* Challenge *
Copy each line that contains the string "this".

* Items *
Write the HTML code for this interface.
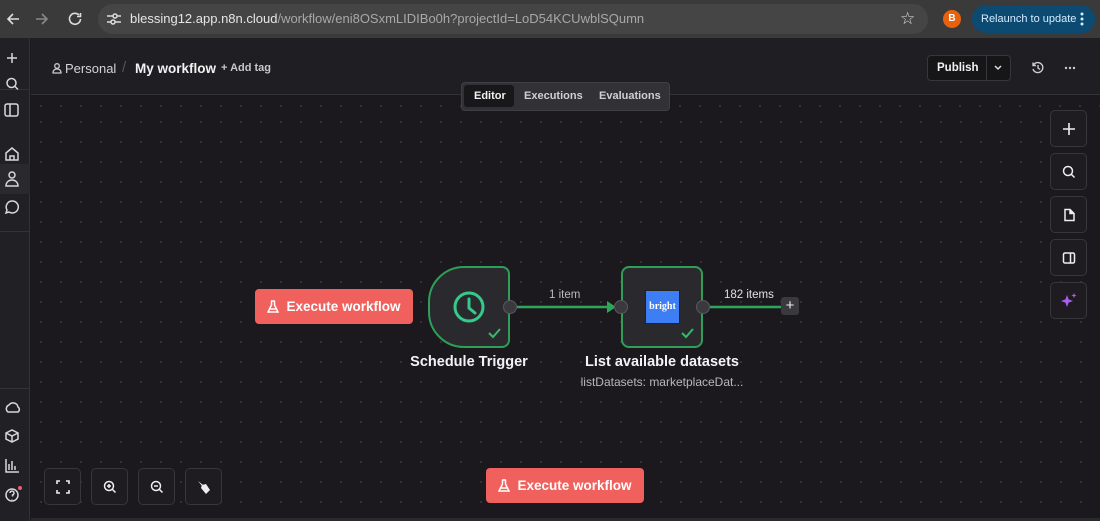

==

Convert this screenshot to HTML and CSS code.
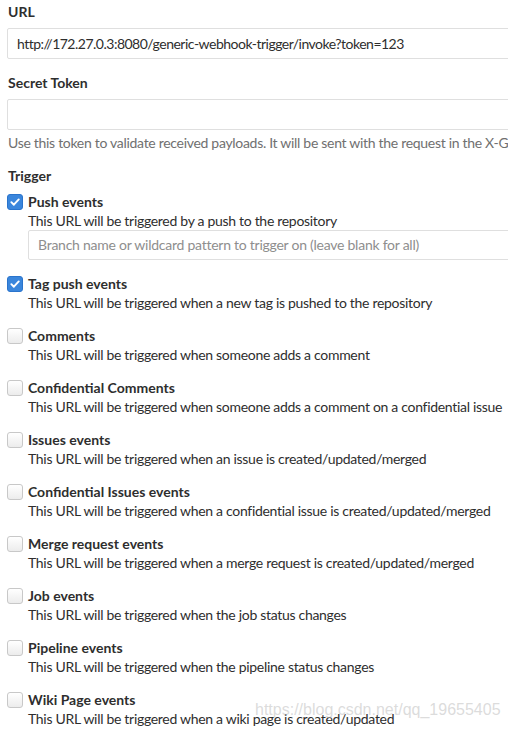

...

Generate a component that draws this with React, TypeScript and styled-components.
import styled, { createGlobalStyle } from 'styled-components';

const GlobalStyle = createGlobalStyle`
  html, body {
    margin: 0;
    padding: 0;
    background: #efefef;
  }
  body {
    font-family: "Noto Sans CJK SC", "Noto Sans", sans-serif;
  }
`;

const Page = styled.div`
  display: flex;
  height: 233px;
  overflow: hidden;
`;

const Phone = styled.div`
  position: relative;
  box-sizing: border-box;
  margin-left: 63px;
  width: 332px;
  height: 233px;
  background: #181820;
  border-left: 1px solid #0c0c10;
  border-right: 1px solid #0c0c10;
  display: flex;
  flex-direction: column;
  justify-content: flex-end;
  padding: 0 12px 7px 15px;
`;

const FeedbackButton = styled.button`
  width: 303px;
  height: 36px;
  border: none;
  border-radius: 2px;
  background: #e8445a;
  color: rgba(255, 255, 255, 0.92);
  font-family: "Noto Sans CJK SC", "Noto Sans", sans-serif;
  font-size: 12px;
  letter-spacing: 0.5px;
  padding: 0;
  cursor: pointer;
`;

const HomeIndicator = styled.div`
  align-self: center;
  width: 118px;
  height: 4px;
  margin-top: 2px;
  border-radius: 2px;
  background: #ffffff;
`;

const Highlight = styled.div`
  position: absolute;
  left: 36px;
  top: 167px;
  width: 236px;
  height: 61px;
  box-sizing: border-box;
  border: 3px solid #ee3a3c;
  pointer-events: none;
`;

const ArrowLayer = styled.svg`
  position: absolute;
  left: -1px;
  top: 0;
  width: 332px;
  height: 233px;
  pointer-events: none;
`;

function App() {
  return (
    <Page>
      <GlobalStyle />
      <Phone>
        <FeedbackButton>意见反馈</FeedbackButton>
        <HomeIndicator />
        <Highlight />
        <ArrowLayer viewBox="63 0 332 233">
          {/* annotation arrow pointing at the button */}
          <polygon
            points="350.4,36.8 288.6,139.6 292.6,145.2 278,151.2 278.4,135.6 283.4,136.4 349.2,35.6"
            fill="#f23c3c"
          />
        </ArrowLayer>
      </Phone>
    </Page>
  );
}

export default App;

* Response to the task *
Write the HTML code for this interface.
Convert this screenshot to HTML and CSS code.
Generate a component that draws this with React, TypeScript and styled-components.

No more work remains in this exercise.